Germany’s Coalition Sets June 30 Deadline for Sweeping Work-Hour Reform as Unions Cry Foul
09.06.2026 - 02:21:18 | boerse-global.de
The German government is pushing for a fundamental rewrite of the country’s working-hours law, with a self-imposed deadline of June 30, 2026 to finalize a package that also touches on pensions and taxes. At the heart of the proposal is a switch from the rigid eight-hour daily cap to a weekly limit of 48 hours.
Under the new model, shifts of up to 12 hours would be allowed in individual cases, provided the average stays at eight hours per day over a three-month balancing period. The existing statutory rest period of 11 hours between shifts will remain unchanged.
Chancellor Merz expressed confidence that the coalition can agree on the key points before the summer break. The decisive meeting of the coalition committee is scheduled for June 30, with a comprehensive reform package due by early July. Alongside working hours, it will include incentives for longer careers and tax relief for low- and middle-income earners starting January 2027.
Union leaders are pushing back hard. DGB chair Yasmin Fahimi called the plan “an economically and socially misguided path” and accused the government of trying to legalize illegal overtime. Fahimi pointed out that flexible arrangements already exist in thousands of collective agreements, making a statutory weakening of the eight-hour day unnecessary. She warned that the reform could effectively permit 13-hour shifts.

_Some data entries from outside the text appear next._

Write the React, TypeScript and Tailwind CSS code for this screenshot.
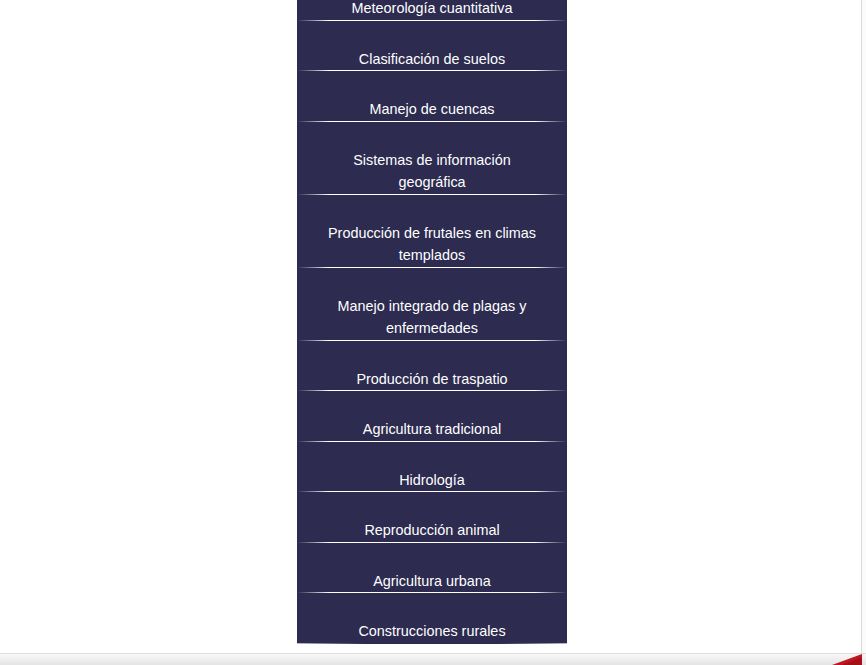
import React from "react";

const items = [
  "Meteorología cuantitativa",
  "Clasificación de suelos",
  "Manejo de cuencas",
  "Sistemas de información geográfica",
  "Producción de frutales en climas templados",
  "Manejo integrado de plagas y enfermedades",
  "Producción de traspatio",
  "Agricultura tradicional",
  "Hidrología",
  "Reproducción animal",
  "Agricultura urbana",
  "Construcciones rurales",
];

export default function App() {
  return (
    <div
      className="h-[665px] w-[866px] overflow-hidden flex flex-col bg-white"
      style={{ fontFamily: '"Liberation Sans", Arial, sans-serif' }}
    >
      <div className="h-[653px] flex shrink-0 overflow-hidden">
        <div className="w-[862px] shrink-0 border-r border-[#dcdcdc] pl-[297px] flex items-start">
          <div className="w-[270px] bg-[#2d2b4f] mt-[-30px] flex flex-col">
            {items.map((t, i) => (
              <div key={t} className="flex flex-col">
                <div className="pt-[27px] px-[22px] text-center text-[14.4px] leading-[22.5px] text-white">
                  {t}
                </div>
                {i < items.length - 1 ? (
                  <div className="h-px bg-[linear-gradient(to_right,transparent,#ffffff_12%,#ffffff_88%,transparent)]" />
                ) : (
                  <div className="h-px bg-[linear-gradient(to_right,#bdbdc8,transparent_25%,transparent_75%,#bdbdc8)]" />
                )}
              </div>
            ))}
          </div>
        </div>
        <div className="flex-1 bg-[#fbfbfb]" />
      </div>
      <div className="flex-1 border-t border-[#dddddd] bg-[linear-gradient(to_bottom,#f8f8f8,#e4e4e4)] flex justify-end items-end pr-[4px]">
        <svg width="30" height="11" viewBox="0 0 30 11" className="block">
          <polygon points="0,11 30,0 30,11" fill="#c0161f" />
          <polygon points="10,11 30,3 30,11" fill="#a3101a" />
        </svg>
      </div>
    </div>
  );
}
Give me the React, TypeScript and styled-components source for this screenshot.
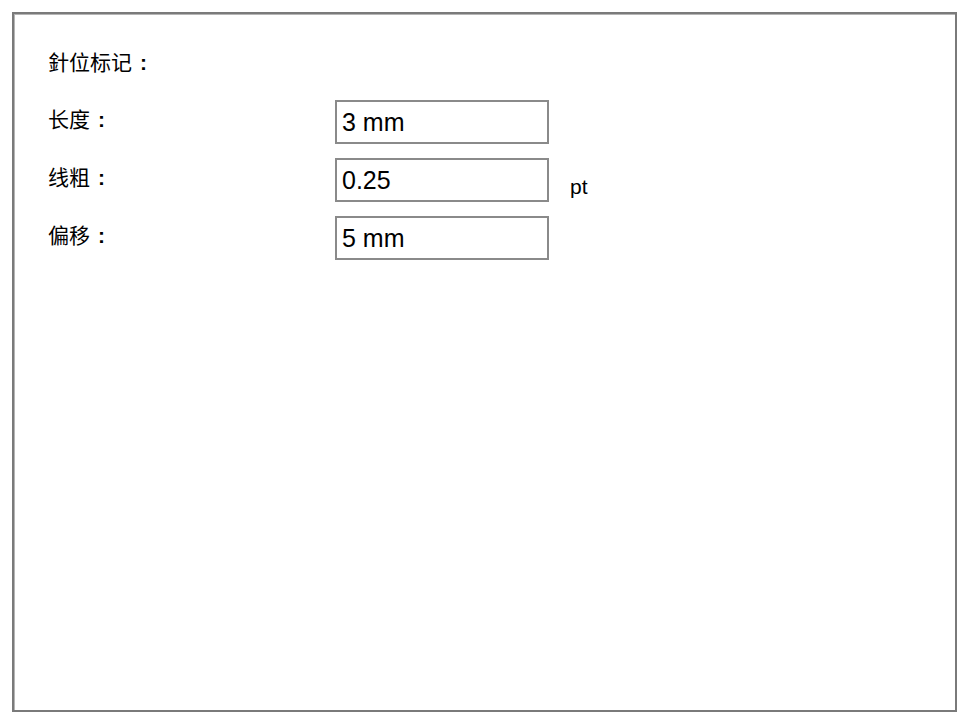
import React from "react";
import styled, { createGlobalStyle } from "styled-components";

const Global = createGlobalStyle`
  html, body { margin: 0; padding: 0; background: #ffffff; }
  body { font-family: "Liberation Sans", "Noto Sans CJK SC", sans-serif; color: #000; }
`;

const Page = styled.div`
  padding: 12px 0 0 12px;
`;

const Panel = styled.div`
  box-sizing: border-box;
  width: 945px;
  height: 700px;
  border: 2px solid #7a7a7a;
  box-shadow: inset 1px 1px 0 #b5b5b5;
  padding: 35px 34px;
`;

const Title = styled.div`
  font-family: "Noto Sans CJK SC", sans-serif;
  font-size: 21px;
  line-height: 24px;
  height: 24px;
  margin-bottom: 27px;
`;

const Colon = styled.span`
  font-family: "Liberation Sans", sans-serif;
  font-weight: bold;
  line-height: 1;
  margin-left: 8px;
`;

const Form = styled.div`
  display: grid;
  grid-template-columns: 266px 214px auto;
  grid-auto-rows: 44px;
  column-gap: 21px;
  row-gap: 14px;
  align-items: start;
`;

const Label = styled.div`
  font-family: "Noto Sans CJK SC", sans-serif;
  font-size: 21px;
  line-height: 24px;
  padding-top: 6px;
`;

const Field = styled.input`
  box-sizing: border-box;
  width: 214px;
  height: 44px;
  margin: 0;
  border: 2px solid #8a8a8a;
  padding: 0 0 0 5px;
  font-family: "Liberation Sans", sans-serif;
  font-size: 25px;
  color: #000;
  background: #fff;
  outline: none;
`;

const Unit = styled.div`
  font-family: "Liberation Sans", sans-serif;
  font-size: 21px;
  line-height: 24px;
  padding-top: 17px;
`;

const rows = [
  { label: "长度", value: "3 mm", unit: "" },
  { label: "线粗", value: "0.25", unit: "pt" },
  { label: "偏移", value: "5 mm", unit: "" },
];

export default function App() {
  return (
    <>
      <Global />
      <Page>
        <Panel>
          <Title>
            針位标记<Colon>:</Colon>
          </Title>
          <Form>
            {rows.map((r) => (
              <React.Fragment key={r.label}>
                <Label>
                  {r.label}
                  <Colon>:</Colon>
                </Label>
                <Field defaultValue={r.value} />
                <Unit>{r.unit}</Unit>
              </React.Fragment>
            ))}
          </Form>
        </Panel>
      </Page>
    </>
  );
}
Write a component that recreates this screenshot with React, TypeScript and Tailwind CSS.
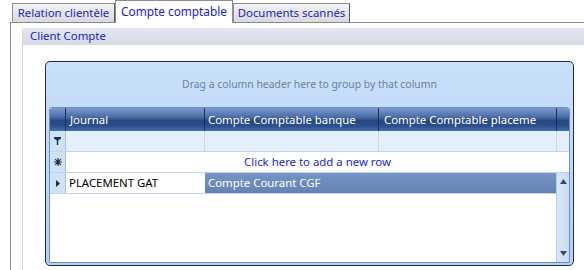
import React from 'react';

const Tab = ({ label, active, w }: { label: string; active?: boolean; w: string }) => (
  <div
    className={
      active
        ? `${w} h-[23px] -mb-px relative z-10 border border-b-0 border-[#8a8d94] bg-white text-[#1a1ad8] text-[11.8px] leading-[21px] text-center`
        : `${w} h-[19px] border border-b-0 border-l-[#8a8d94] border-t-[#8a8d94] border-r-[#55585f] bg-gradient-to-b from-[#f4f4f4] to-[#d9d9d9] text-[#1a1ad8] text-[11.4px] leading-[18px] text-center`
    }
  >
    {label}
  </div>
);

const FilterIcon = () => (
  <svg width="7" height="8" viewBox="0 0 7 8">
    <path d="M0 0h7v1.5L4.2 3.5V8H2.8V3.5L0 1.5z" fill="#1b2c4c" />
  </svg>
);

const StarIcon = () => (
  <svg width="8" height="8" viewBox="0 0 8 8">
    <path d="M4 0v8M0 4h8M1.2 1.2l5.6 5.6M6.8 1.2l-5.6 5.6" stroke="#1b2c4c" strokeWidth="1.2" />
  </svg>
);

const ArrowIcon = () => (
  <svg width="4" height="7" viewBox="0 0 4 7">
    <path d="M0 0l4 3.5L0 7z" fill="#1b2c4c" />
  </svg>
);

export default function App() {
  return (
    <div className="w-[584px] h-[270px] overflow-hidden bg-white font-['Noto_Sans',sans-serif] flex flex-col">
      {/* tab strip */}
      <div className="flex items-end h-[22px] pl-[12px] shrink-0">
        <Tab label="Relation clientèle" w="w-[103px]" />
        <Tab label="Compte comptable" w="w-[118px]" active />
        <Tab label="Documents scannés" w="w-[117px]" />
      </div>

      {/* tab panel */}
      <div className="ml-[10px] flex-1 border-l border-t border-[#8a8d94] pl-[11px] pt-[5px] flex flex-col">
        <div className="flex-1 flex flex-col border-l border-[#d4d6da]">
          <div className="h-[17px] rounded-tl-[3px] bg-gradient-to-b from-[#e4e7ee] to-[#d7dbe5] border-b border-[#cfd3dc] text-[#1a1ad8] text-[11.4px] leading-[16px] pl-[7px] shrink-0">
            Client Compte
          </div>

          {/* grid */}
          <div className="ml-[22px] mt-[16px] w-[529px] h-[205px] rounded-[5px] border border-[#1c2c4a] bg-gradient-to-b from-[#c9e0fb] to-[#b3cff2] flex flex-col px-[3px] pb-[2px]">
            <div className="h-[45px] shrink-0 flex items-center justify-center text-[10.4px] text-[#6b7f9e]">
              Drag a column header here to group by that column
            </div>

            <div className="flex-1 flex flex-col border border-[#6f8fc4] rounded-t-[3px] bg-white overflow-hidden">
              {/* header */}
              <div className="h-[23px] shrink-0 flex bg-[linear-gradient(to_bottom,#7b9bcc_0%,#4a6ca6_40%,#27477f_55%,#2d5190_80%,#4471ad_100%)] text-white text-[11.4px] leading-[23px]">
                <div className="w-[16px] border-r border-[#1a3160]" />
                <div className="w-[139px] border-r border-[#1a3160] pl-[4px]">Journal</div>
                <div className="w-[174px] border-r border-[#1a3160] pl-[3px]">Compte Comptable banque</div>
                <div className="w-[178px] border-r border-[#1a3160] pl-[5px] whitespace-nowrap overflow-hidden">Compte Comptable placeme</div>
                <div className="flex-1" />
              </div>

              {/* filter row */}
              <div className="h-[21px] shrink-0 flex bg-[#e4effc] border-b border-[#c2d4ec]">
                <div className="w-[16px] bg-[#cfe1f6] border-r border-[#a9c2e2] flex items-center justify-center">
                  <FilterIcon />
                </div>
                <div className="w-[139px] border-r border-[#c7d8ee]" />
                <div className="w-[174px] border-r border-[#c7d8ee]" />
                <div className="w-[178px] border-r border-[#c7d8ee]" />
                <div className="flex-1" />
              </div>

              {/* new row */}
              <div className="h-[21px] shrink-0 flex border-b border-[#c2d4ec]">
                <div className="w-[16px] bg-[#cfe1f6] border-r border-[#a9c2e2] flex items-center justify-center">
                  <StarIcon />
                </div>
                <div className="flex-1 text-center text-[11.4px] leading-[20px] text-[#1a1ae0]">
                  Click here to add a new row
                </div>
              </div>

              {/* data + scrollbar */}
              <div className="flex-1 flex">
                <div className="flex-1 flex flex-col">
                  <div className="h-[21px] flex border-b border-[#c2d4ec]">
                    <div className="w-[16px] bg-[#cfe1f6] border-r border-[#a9c2e2] flex items-center justify-center">
                      <ArrowIcon />
                    </div>
                    <div className="w-[139px] pl-[3px] text-[11.4px] leading-[20px] text-black">PLACEMENT GAT</div>
                    <div className="flex-1 pl-[3px] bg-gradient-to-b from-[#7594c4] to-[#6483b5] text-white text-[11.4px] leading-[20px]">
                      Compte Courant CGF
                    </div>
                  </div>
                </div>
                <div className="w-[13px] bg-gradient-to-r from-[#d9e7f6] to-[#c9dbf0] border-l border-[#b6cbe6] flex flex-col items-center justify-between py-[6px]">
                  <svg width="7" height="5" viewBox="0 0 7 5">
                    <path d="M3.5 0L7 5H0z" fill="#284a82" />
                  </svg>
                  <svg width="7" height="5" viewBox="0 0 7 5">
                    <path d="M0 0h7L3.5 5z" fill="#284a82" />
                  </svg>
                </div>
              </div>
            </div>
          </div>
        </div>
      </div>
    </div>
  );
}
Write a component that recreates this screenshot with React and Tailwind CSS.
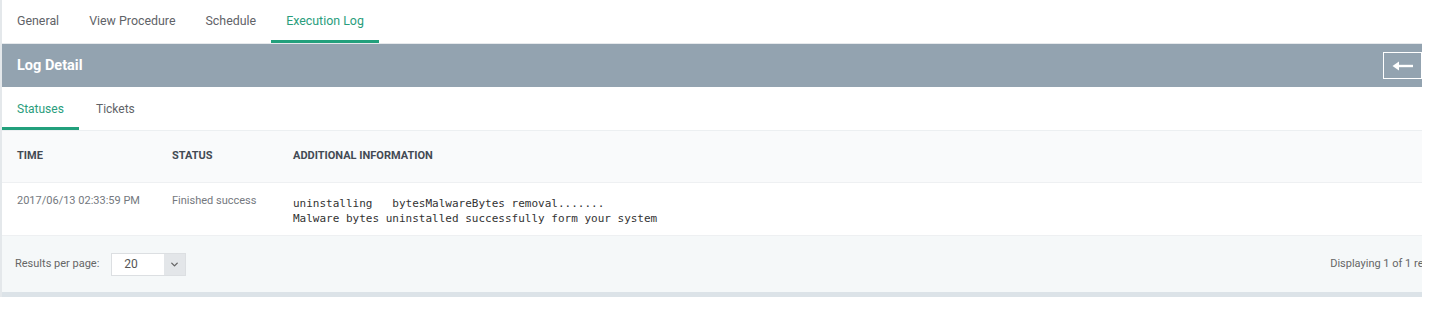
import React from 'react';
import { ChevronDown } from 'lucide-react';

const topTabs = ['General', 'View Procedure', 'Schedule', 'Execution Log'];

const App = () => {
  return (
    <div className="w-[1440px] h-[311px] bg-white font-['Roboto',sans-serif] overflow-hidden">
      <div className="w-[1422px] border-l-2 border-[#e4e8eb]">
        {/* Top tabs */}
        <div className="h-[44px] flex items-stretch border-b border-[#e6e9ec]">
          {topTabs.map((t) => {
            const active = t === 'Execution Log';
            return (
              <div
                key={t}
                className={
                  active
                    ? 'px-[15px] flex items-center text-[12.4px] text-[#2a9d7c] border-b-[3px] border-[#22a07c] pt-[3px]'
                    : 'px-[15px] flex items-center text-[12.4px] text-[#5f6368] border-b-[3px] border-transparent pt-[3px]'
                }
              >
                {t}
              </div>
            );
          })}
        </div>

        {/* Log Detail bar */}
        <div className="h-[43px] bg-[#93a3b0] flex items-center justify-between pl-[15px]">
          <span className="text-white font-bold text-[14.5px]">Log Detail</span>
          <div className="w-[39px] h-[27px] border border-white flex items-center justify-center">
            <svg width="22" height="10" viewBox="0 0 22 10">
              <path d="M5 5 H21" stroke="white" strokeWidth="2.4" />
              <path d="M0.5 5 L7 0.5 L7 9.5 Z" fill="white" />
            </svg>
          </div>
        </div>

        {/* Sub tabs */}
        <div className="h-[44px] flex items-stretch border-b border-[#eceff1]">
          <div className="w-[77px] pl-[15px] flex items-center text-[12px] text-[#2a9d7c] border-b-[3px] border-[#22a07c] pt-[3px]">
            Statuses
          </div>
          <div className="pl-[17px] flex items-center text-[12px] text-[#5f6368] border-b-[3px] border-transparent pt-[3px]">
            Tickets
          </div>
        </div>

        {/* Table header */}
        <div className="h-[52px] bg-[#f9fafb] flex items-center border-b border-[#eef0f2] text-[11px] font-bold text-[#434a54] uppercase">
          <div className="w-[170px] pl-[15px]">Time</div>
          <div className="w-[121px]">Status</div>
          <div>Additional Information</div>
        </div>

        {/* Row */}
        <div className="h-[53px] flex items-center border-b border-[#eef0f2]">
          <div className="w-[170px] pl-[15px] text-[11px] text-[#74787e] -mt-[15px]">2017/06/13 02:33:59 PM</div>
          <div className="w-[121px] text-[11px] text-[#74787e] -mt-[15px]">Finished success</div>
          <div className="mt-[3px] font-['DejaVu_Sans_Mono',monospace] text-[11px] leading-[15px] text-[#333] whitespace-pre">
            <div>{'uninstalling   bytesMalwareBytes removal.......'}</div>
            <div>Malware bytes uninstalled successfully form your system</div>
          </div>
        </div>

        {/* Footer */}
        <div className="h-[61px] bg-[#f5f8f9] flex items-center justify-between pl-[13px] border-b-[5px] border-[#dce3e8] overflow-hidden">
          <div className="flex items-center gap-[12px]">
            <span className="text-[11px] text-[#666]">Results per page:</span>
            <div className="w-[75px] h-[23px] bg-white border border-[#dcdfe2] flex items-stretch">
              <div className="flex-1 flex items-center pl-[12px] text-[12px] text-[#555]">20</div>
              <div className="w-[21px] bg-[#e3e6e9] flex items-center justify-center">
                <ChevronDown className="w-[11px] h-[11px] text-[#666]" strokeWidth={3} />
              </div>
            </div>
          </div>
          <span className="shrink-0 mr-[-29px] text-[11px] text-[#666] whitespace-nowrap">Displaying 1 of 1 records</span>
        </div>
      </div>
    </div>
  );
};

export default App;
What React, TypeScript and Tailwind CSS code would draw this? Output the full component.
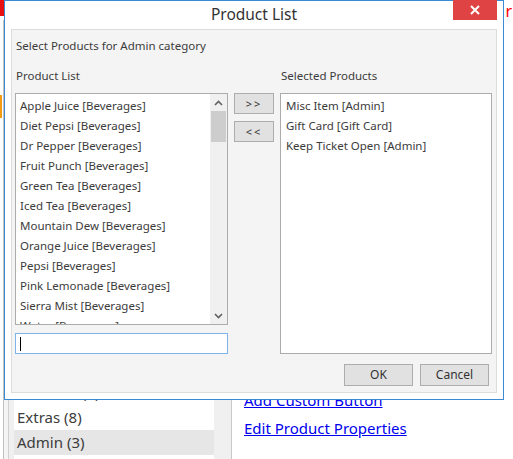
import React from "react";

const products = [
  "Apple Juice [Beverages]",
  "Diet Pepsi [Beverages]",
  "Dr Pepper [Beverages]",
  "Fruit Punch [Beverages]",
  "Green Tea [Beverages]",
  "Iced Tea [Beverages]",
  "Mountain Dew [Beverages]",
  "Orange Juice [Beverages]",
  "Pepsi [Beverages]",
  "Pink Lemonade [Beverages]",
  "Sierra Mist [Beverages]",
  "Water [Beverages]",
];

const selected = ["Misc Item [Admin]", "Gift Card [Gift Card]", "Keep Ticket Open [Admin]"];

const categories = ["Beverages (12)", "Food (24)", "Desserts (6)", "Extras (8)", "Admin (3)"];

function Chevron({ up }: { up?: boolean }) {
  return (
    <svg width="9" height="6" viewBox="0 0 9 6" className="block">
      <polyline
        points={up ? "1,5 4.5,1.5 8,5" : "1,1 4.5,4.5 8,1"}
        fill="none"
        stroke="#606060"
        strokeWidth="1.6"
      />
    </svg>
  );
}

function Background() {
  return (
    <div className="flex h-full flex-col">
      <div className="flex h-[20px] items-start justify-between">
        <div className="h-[16px] w-[4px] bg-[#e81010]" />
        <span className="mr-[1px] mt-[2px] text-[16px] leading-[18px] text-[#ff0000]">r</span>
      </div>
      <div className="flex min-h-0 flex-1">
        <div className="flex w-[232px] border-r border-[#c8c8c8]">
          <div className="flex w-[3px] flex-col">
            <div className="mt-[75px] h-[23px] w-[2px] bg-[#f39c12]" />
          </div>
          <div className="w-[1px] bg-[#c0c0c0]" />
          <div className="w-[4px] bg-[#f4f4f4]" />
          <div className="w-[1px] bg-[#d0d0d0]" />
          <div className="w-[5px] bg-[#f0f0f0]" />
          <div className="flex w-[200px] flex-col justify-end bg-white pb-[4px]">
            {categories.map((c) => (
              <div
                key={c}
                className={`h-[25px] pl-[3px] text-[15px] leading-[25px] text-[#3c3c3c] ${
                  c === "Admin (3)" ? "bg-[#e6e6e6]" : ""
                }`}
              >
                {c}
              </div>
            ))}
          </div>
          <div className="flex-1 bg-[#f0f0f0]" />
        </div>
        <div className="flex flex-1 flex-col justify-end pb-[17px] pl-[12px]">
          <a className="block h-[28px] text-[15px] leading-[28px] text-[#0000ee] underline">Add Custom Button</a>
          <a className="block h-[28px] text-[15px] leading-[28px] text-[#0000ee] underline">Edit Product Properties</a>
        </div>
      </div>
    </div>
  );
}

function Dialog() {
  return (
    <div className="absolute left-[4px] top-0 flex h-[400px] w-[500px] flex-col border border-[#3b8ad6] bg-white">
      <div className="relative flex h-[28px] shrink-0 items-center justify-center">
        <span className="mt-[-2px] text-[15.5px] leading-[20px] text-[#333]">Product List</span>
        <div className="absolute right-[6px] top-[-1px] flex h-[20px] w-[44px] items-center justify-center bg-[#e04343]">
          <svg width="10" height="10" viewBox="0 0 10 10">
            <path d="M1 1L9 9M9 1L1 9" stroke="white" strokeWidth="2" />
          </svg>
        </div>
      </div>
      <div className="mx-[6px] mb-[6px] flex flex-1 flex-col border border-[#dcdcdc] bg-[#f4f4f4] px-[3px] pt-[8px] text-[11.5px] text-[#3c3c3c]">
        <div className="pl-[1px] leading-[16px]">Select Products for Admin category</div>
        <div className="mt-[14px] grid grid-cols-[213px_40px_212px] gap-x-[6px]">
          <div className="pl-[1px] leading-[16px]">Product List</div>
          <div />
          <div className="pl-[1px] leading-[16px]">Selected Products</div>
        </div>
        <div className="mt-[9px] grid grid-cols-[213px_40px_212px] gap-x-[6px]">
          <div className="flex flex-col">
            <div className="flex h-[232px] border border-[#acacac] bg-white">
              <div className="flex-1 overflow-hidden pl-[4px] pt-[2px]">
                {products.map((p) => (
                  <div key={p} className="h-[20px] whitespace-nowrap leading-[20px]">
                    {p}
                  </div>
                ))}
              </div>
              <div className="flex w-[17px] flex-col items-center bg-[#f0f0f0]">
                <div className="flex h-[17px] items-center justify-center">
                  <Chevron up />
                </div>
                <div className="h-[31px] w-[15px] bg-[#cdcdcd]" />
                <div className="flex-1" />
                <div className="flex h-[17px] items-center justify-center">
                  <Chevron />
                </div>
              </div>
            </div>
            <div className="mt-[8px] flex h-[21px] items-center border border-[#7eb4ea] bg-white pl-[4px]">
              <div className="h-[14px] w-[1px] bg-black" />
            </div>
          </div>
          <div className="flex flex-col gap-[7px]">
            <button className="h-[21px] border border-[#adadad] bg-[#e1e1e1] text-[11px] leading-[18px] tracking-[2px] text-[#333]">
              &gt;&gt;
            </button>
            <button className="h-[21px] border border-[#adadad] bg-[#e1e1e1] text-[11px] leading-[18px] tracking-[2px] text-[#333]">
              &lt;&lt;
            </button>
          </div>
          <div className="h-[261px] border border-[#acacac] bg-white pl-[5px] pt-[2px]">
            {selected.map((s) => (
              <div key={s} className="h-[20px] whitespace-nowrap leading-[20px]">
                {s}
              </div>
            ))}
          </div>
        </div>
        <div className="mt-[10px] flex justify-end gap-[7px] pr-[4px]">
          <button className="h-[22px] w-[69px] border border-[#adadad] bg-[#e1e1e1] text-[12px] text-[#333]">OK</button>
          <button className="h-[22px] w-[69px] border border-[#adadad] bg-[#e1e1e1] text-[12px] text-[#333]">Cancel</button>
        </div>
      </div>
    </div>
  );
}

export default function App() {
  return (
    <div className="relative h-[459px] w-[513px] overflow-hidden bg-white font-['Noto_Sans',sans-serif]">
      <Background />
      <Dialog />
    </div>
  );
}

IGBCE head Michael Vassiliadis also dismissed the debate as superfluous, arguing that collective bargaining partners have long found individual solutions. Labour Minister Bärbel Bas has linked any possible flexibility to strict conditions: mandatory electronic time tracking, collective bargaining coverage, and stronger co-determination rights for works councils.
Electronic time recording will become mandatory across the board, cementing the Federal Labour Court’s ruling of September 13, 2022. Companies must document all working hours without gaps. Violations of the documentation duty or exceeding the maximum hours could result in fines of up to €30,000 per infraction. Small businesses will be given longer transition periods to adapt.
The government faces additional pressure from Brussels. As of today, Germany is in breach of the EU Pay Transparency Directive, whose implementation deadline expired yesterday without a final law. This could trigger additional bureaucratic requirements for documentation of both working time and pay.